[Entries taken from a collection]
— start —

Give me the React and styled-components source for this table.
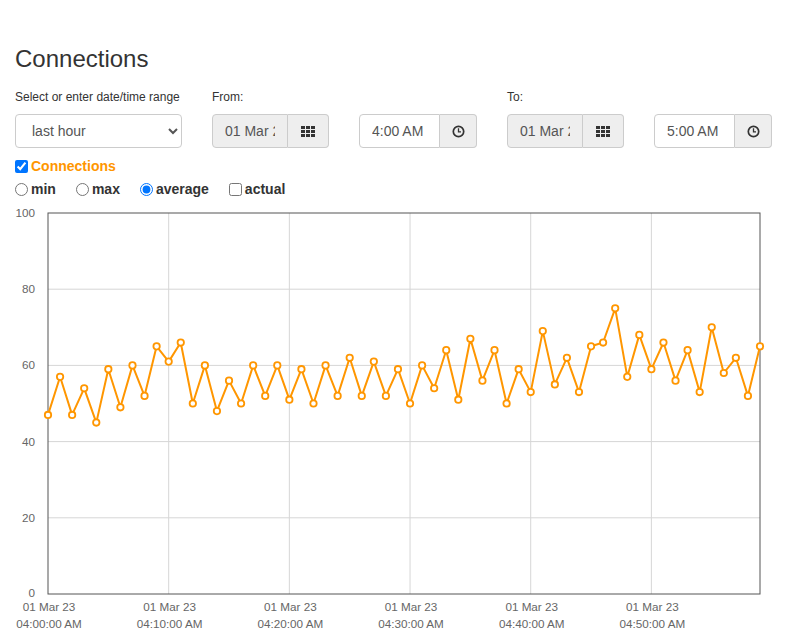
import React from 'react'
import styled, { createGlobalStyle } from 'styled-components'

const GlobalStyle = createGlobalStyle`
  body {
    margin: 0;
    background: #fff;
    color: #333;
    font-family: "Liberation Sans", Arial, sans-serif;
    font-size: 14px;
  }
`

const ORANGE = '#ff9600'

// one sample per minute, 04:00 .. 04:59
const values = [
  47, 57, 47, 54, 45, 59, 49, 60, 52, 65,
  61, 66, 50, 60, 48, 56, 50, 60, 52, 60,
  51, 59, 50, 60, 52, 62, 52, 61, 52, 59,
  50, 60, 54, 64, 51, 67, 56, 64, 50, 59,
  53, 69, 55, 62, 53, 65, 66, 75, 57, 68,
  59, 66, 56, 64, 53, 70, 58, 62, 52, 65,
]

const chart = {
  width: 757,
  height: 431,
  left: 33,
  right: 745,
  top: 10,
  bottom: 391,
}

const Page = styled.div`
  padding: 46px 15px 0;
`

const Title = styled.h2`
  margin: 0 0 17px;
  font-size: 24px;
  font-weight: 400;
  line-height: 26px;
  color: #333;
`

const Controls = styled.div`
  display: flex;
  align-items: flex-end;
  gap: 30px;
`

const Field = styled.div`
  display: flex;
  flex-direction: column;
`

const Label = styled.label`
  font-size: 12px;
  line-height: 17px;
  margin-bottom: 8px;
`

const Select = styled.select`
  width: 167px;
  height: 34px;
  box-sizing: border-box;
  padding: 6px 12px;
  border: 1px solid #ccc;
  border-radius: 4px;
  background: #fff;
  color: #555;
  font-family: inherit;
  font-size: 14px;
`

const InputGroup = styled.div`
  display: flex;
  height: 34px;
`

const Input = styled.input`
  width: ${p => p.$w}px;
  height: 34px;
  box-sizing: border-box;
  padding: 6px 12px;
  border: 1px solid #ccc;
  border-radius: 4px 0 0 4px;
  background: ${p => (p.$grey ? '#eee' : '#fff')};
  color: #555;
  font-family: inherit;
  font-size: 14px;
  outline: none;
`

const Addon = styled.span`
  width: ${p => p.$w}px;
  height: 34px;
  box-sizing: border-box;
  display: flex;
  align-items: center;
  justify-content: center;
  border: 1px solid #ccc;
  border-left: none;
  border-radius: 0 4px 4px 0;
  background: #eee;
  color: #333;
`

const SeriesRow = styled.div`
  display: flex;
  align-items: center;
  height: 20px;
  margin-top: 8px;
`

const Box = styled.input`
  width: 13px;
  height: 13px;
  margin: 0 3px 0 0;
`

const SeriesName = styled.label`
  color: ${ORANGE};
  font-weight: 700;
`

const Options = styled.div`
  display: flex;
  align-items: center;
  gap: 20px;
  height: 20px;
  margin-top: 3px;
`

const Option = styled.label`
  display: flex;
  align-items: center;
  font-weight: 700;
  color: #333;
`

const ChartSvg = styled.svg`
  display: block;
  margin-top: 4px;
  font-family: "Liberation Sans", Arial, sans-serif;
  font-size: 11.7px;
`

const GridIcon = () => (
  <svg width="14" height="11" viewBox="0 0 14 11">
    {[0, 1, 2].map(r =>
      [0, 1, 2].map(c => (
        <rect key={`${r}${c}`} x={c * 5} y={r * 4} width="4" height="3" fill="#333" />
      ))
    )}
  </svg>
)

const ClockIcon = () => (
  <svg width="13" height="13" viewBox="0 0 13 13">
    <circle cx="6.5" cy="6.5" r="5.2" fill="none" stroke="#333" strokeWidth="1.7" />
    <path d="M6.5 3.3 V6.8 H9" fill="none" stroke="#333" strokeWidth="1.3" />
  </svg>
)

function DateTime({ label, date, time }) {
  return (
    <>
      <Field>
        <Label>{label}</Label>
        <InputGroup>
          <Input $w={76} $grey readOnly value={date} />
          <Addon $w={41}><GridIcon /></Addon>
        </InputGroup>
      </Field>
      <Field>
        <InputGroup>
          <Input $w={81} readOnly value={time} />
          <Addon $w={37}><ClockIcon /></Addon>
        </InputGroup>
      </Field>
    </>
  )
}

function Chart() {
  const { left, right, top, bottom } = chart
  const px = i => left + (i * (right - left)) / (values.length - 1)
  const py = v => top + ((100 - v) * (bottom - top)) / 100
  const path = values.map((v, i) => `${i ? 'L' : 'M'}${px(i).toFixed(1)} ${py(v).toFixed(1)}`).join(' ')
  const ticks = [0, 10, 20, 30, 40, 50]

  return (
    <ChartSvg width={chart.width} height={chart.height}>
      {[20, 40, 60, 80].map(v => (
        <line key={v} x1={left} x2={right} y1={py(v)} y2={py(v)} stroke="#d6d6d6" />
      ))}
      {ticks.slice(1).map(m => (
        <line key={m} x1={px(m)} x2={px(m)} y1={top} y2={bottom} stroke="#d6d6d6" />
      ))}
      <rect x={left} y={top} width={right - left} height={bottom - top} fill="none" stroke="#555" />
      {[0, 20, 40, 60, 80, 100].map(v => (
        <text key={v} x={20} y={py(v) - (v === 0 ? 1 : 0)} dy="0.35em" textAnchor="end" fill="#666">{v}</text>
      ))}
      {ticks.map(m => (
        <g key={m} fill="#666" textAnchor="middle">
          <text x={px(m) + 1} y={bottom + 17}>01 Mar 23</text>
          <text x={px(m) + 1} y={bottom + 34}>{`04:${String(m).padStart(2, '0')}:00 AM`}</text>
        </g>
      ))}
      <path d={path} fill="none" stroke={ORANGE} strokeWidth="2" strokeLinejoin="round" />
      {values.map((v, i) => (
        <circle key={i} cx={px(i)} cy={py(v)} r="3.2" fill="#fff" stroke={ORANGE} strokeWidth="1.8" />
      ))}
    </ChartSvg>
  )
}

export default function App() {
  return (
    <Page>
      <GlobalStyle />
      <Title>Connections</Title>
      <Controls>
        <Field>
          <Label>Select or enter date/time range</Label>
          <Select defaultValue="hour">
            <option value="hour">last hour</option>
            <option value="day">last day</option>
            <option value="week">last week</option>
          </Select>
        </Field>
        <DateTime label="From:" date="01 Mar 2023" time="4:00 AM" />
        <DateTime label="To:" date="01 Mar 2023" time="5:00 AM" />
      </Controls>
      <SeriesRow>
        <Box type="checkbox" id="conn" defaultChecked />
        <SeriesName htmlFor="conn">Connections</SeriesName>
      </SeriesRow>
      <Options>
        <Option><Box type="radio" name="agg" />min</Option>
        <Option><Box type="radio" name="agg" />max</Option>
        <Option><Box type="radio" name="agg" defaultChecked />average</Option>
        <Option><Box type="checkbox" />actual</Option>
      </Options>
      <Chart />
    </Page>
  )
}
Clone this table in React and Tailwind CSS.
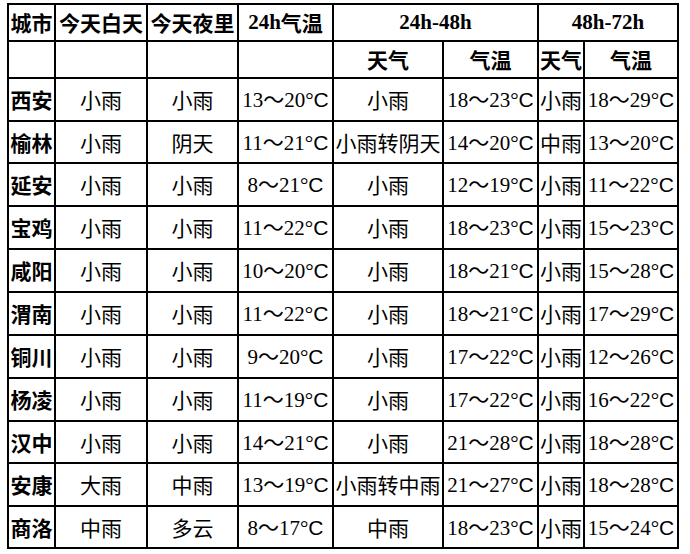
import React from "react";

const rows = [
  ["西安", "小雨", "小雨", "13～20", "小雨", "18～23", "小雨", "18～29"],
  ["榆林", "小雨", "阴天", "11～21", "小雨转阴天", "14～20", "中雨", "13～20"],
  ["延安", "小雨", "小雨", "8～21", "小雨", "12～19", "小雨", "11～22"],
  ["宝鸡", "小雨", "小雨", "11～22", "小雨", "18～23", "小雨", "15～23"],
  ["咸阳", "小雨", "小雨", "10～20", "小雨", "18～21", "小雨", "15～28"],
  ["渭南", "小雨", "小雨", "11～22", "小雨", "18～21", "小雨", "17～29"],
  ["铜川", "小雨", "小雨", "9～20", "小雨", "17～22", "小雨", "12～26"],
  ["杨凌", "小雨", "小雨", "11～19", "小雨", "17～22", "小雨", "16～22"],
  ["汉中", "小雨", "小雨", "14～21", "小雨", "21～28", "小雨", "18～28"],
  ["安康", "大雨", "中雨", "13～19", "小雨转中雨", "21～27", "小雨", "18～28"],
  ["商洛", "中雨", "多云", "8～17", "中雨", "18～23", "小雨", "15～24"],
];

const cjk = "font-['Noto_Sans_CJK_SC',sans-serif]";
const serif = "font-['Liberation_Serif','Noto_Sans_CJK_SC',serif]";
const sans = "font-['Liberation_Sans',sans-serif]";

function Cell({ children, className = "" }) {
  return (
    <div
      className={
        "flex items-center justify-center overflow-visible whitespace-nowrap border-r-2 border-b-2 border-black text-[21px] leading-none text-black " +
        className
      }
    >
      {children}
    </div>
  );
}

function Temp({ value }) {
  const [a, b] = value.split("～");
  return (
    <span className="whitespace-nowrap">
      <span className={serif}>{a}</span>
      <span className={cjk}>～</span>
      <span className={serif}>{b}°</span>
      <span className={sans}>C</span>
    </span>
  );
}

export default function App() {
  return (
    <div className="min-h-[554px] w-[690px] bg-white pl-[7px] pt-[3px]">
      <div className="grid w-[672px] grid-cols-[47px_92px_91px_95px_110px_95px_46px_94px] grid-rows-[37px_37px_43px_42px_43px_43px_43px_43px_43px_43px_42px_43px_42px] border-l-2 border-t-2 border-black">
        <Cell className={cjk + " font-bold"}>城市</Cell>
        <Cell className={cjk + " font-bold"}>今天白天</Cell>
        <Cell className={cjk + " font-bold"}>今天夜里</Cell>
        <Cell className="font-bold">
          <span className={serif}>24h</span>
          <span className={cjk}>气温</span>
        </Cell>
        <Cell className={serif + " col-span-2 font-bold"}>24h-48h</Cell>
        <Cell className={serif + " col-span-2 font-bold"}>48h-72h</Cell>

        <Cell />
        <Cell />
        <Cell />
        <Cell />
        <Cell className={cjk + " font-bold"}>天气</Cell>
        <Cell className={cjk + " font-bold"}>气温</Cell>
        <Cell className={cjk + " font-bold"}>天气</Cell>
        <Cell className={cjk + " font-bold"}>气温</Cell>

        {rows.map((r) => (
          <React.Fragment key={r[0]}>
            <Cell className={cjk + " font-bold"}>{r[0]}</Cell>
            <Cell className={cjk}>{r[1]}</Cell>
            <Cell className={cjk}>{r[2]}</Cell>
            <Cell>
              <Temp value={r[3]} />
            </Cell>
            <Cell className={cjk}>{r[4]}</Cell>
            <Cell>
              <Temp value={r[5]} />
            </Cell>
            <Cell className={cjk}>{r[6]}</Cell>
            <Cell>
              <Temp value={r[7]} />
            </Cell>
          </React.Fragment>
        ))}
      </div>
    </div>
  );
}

— end —

• Short exercise: Lines holding the word "table" in the entries above are the ones to pull out. Copy them all.

• Right answer:
Give me the React and styled-components source for this table.
Clone this table in React and Tailwind CSS.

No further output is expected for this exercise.